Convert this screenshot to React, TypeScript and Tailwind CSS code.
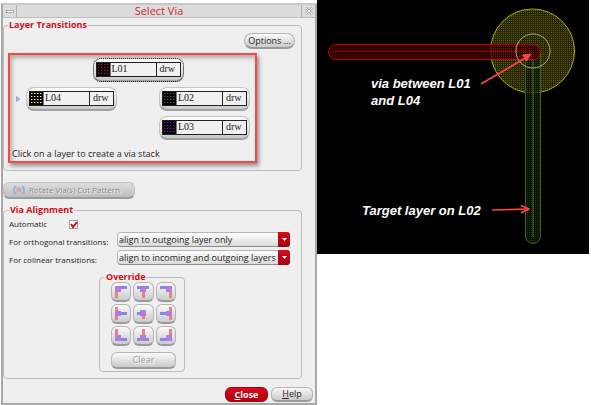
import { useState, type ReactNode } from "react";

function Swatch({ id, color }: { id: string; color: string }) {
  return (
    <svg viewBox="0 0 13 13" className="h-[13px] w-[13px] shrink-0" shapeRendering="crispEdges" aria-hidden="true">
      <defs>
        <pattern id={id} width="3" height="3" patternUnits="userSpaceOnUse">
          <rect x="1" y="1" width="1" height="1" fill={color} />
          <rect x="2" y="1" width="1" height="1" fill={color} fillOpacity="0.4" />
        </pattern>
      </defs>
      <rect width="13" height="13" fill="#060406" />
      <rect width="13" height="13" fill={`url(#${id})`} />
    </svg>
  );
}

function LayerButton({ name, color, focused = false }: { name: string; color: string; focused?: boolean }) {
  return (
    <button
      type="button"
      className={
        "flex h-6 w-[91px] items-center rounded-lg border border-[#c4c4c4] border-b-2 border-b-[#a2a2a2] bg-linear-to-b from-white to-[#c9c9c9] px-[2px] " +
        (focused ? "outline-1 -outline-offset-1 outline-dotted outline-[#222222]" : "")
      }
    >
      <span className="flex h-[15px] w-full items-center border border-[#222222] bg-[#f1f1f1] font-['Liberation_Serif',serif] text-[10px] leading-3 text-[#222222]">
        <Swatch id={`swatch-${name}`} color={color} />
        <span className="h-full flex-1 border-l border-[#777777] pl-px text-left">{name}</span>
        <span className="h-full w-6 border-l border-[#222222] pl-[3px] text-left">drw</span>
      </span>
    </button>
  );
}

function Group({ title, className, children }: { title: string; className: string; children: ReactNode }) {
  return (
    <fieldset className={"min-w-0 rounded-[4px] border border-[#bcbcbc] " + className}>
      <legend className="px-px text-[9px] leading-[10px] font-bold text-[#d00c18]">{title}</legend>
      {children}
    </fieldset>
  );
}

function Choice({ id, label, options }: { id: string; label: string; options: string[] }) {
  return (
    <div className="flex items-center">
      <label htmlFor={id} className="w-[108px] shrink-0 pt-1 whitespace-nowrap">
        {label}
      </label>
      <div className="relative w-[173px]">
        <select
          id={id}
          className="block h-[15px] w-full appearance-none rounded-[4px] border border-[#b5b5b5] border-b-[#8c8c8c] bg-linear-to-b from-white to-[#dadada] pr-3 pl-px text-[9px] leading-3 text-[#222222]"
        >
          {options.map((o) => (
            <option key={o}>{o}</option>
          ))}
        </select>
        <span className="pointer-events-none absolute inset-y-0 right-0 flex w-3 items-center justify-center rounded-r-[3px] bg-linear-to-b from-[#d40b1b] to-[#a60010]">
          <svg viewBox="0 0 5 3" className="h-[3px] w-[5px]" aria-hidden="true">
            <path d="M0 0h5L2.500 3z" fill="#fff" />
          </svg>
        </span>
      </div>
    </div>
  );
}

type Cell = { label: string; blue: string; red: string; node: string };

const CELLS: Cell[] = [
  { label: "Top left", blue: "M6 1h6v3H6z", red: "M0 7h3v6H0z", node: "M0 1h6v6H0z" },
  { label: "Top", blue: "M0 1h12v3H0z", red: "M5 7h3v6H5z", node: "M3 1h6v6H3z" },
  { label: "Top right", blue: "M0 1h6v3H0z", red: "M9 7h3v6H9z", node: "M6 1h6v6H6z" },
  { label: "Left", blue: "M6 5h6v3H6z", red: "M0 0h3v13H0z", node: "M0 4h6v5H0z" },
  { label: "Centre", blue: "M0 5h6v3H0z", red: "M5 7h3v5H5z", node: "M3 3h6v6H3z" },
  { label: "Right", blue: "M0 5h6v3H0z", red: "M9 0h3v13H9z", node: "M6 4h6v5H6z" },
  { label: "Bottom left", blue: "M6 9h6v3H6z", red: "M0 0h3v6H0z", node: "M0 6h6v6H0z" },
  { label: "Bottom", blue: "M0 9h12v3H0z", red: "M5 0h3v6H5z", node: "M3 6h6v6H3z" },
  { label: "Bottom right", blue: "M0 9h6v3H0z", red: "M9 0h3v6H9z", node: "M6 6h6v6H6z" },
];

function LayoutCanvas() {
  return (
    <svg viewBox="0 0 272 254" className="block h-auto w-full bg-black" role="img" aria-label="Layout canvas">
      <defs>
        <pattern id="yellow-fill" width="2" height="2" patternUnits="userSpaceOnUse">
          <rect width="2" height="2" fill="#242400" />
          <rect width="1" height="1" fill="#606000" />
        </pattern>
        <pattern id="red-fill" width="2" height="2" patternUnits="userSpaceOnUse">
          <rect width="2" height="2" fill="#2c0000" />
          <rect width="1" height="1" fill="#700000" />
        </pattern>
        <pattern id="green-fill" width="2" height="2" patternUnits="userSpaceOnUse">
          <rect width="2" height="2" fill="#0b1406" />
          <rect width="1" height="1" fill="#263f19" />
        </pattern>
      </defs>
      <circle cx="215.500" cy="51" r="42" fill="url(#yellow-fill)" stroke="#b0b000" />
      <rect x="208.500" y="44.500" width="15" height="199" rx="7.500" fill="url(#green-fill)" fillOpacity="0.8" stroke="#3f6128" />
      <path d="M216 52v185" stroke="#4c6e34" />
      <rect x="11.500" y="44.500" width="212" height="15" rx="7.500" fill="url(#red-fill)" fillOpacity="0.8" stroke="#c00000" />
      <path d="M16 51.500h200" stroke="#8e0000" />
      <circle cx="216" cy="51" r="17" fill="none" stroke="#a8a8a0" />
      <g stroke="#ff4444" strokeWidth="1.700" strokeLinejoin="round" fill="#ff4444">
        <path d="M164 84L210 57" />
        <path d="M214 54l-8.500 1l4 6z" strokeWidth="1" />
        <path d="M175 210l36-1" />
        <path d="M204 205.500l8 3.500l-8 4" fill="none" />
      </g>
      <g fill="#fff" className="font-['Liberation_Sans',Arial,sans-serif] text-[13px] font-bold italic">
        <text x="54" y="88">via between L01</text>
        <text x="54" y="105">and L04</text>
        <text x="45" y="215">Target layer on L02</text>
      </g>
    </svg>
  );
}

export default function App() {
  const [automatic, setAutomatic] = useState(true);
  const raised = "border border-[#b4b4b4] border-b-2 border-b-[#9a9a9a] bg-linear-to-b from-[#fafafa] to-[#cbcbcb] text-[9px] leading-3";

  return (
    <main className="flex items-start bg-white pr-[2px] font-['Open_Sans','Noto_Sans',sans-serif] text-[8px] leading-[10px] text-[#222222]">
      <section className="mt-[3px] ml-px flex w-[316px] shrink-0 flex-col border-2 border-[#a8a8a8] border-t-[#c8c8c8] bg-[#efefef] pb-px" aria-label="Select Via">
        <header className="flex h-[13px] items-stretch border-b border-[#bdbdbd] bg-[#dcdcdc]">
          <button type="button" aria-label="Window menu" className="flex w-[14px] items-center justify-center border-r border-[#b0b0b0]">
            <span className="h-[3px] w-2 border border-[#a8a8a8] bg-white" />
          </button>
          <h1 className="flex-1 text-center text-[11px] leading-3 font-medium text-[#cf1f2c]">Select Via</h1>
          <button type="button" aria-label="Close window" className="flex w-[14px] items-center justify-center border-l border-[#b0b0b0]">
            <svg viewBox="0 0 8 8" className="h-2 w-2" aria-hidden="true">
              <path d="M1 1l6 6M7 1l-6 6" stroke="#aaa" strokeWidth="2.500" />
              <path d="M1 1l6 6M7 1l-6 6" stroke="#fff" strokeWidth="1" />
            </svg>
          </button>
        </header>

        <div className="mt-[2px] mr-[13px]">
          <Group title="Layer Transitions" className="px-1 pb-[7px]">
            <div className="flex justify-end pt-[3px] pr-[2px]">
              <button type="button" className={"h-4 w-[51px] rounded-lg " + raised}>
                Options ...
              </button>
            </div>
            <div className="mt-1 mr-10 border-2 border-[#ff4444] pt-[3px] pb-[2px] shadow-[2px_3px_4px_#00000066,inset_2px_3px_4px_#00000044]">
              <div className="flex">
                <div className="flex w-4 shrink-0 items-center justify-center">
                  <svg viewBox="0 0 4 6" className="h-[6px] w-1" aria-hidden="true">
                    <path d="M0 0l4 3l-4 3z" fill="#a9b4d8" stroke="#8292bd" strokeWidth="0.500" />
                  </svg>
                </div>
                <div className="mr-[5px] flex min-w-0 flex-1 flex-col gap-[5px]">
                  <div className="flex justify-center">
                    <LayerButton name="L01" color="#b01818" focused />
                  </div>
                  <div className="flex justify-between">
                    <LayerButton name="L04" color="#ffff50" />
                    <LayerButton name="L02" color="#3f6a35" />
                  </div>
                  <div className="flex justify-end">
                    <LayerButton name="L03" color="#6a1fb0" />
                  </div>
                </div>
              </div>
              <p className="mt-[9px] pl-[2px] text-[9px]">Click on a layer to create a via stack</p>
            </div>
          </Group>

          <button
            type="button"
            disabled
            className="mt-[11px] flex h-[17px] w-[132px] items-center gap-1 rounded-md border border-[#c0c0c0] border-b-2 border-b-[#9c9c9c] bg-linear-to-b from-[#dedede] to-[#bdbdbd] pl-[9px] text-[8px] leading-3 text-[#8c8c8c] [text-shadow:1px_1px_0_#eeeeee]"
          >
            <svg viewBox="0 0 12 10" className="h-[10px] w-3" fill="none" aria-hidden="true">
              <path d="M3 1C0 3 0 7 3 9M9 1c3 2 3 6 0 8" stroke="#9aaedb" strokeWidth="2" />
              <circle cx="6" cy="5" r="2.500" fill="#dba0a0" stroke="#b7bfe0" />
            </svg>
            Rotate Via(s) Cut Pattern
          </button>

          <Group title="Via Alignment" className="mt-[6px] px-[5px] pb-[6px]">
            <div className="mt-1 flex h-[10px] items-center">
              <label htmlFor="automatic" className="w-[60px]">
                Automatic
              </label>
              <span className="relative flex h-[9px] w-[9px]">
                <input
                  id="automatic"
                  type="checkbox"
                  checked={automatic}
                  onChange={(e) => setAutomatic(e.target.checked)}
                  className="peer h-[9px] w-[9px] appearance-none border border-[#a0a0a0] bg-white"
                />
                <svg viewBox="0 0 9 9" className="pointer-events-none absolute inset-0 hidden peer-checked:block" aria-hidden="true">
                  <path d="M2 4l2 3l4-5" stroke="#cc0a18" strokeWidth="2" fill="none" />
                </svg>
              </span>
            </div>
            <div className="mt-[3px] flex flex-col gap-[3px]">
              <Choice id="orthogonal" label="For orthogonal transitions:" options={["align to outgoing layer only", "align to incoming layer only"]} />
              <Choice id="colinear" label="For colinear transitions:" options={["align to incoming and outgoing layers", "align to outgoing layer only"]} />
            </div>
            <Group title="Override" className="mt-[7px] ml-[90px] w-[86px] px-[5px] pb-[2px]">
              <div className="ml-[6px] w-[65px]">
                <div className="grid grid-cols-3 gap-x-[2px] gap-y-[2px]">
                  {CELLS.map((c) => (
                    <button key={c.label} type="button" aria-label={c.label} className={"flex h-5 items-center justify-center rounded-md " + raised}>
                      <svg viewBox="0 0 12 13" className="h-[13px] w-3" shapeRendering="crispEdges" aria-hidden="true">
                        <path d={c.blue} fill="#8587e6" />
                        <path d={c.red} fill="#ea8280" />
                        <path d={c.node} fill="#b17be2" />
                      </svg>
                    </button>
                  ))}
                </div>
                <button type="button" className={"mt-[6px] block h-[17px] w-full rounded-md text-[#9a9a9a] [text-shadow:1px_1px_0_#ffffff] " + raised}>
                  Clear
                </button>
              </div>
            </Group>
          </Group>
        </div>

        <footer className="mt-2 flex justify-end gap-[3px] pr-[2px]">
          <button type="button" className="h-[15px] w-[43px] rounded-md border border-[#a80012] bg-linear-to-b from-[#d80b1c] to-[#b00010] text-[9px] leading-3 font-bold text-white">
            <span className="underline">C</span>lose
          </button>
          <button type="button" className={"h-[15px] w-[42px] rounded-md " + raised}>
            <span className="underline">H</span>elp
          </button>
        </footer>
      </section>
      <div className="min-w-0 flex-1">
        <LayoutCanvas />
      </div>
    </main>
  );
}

------------------------------

> [EXERCISE] Copy nothing but the lines from the first one in the listing through the line with "useState, type ReactNode", and omit the pictures.

> [RESULT OF THIS TASK]
Convert this screenshot to React, TypeScript and Tailwind CSS code.
import { useState, type ReactNode } from "react";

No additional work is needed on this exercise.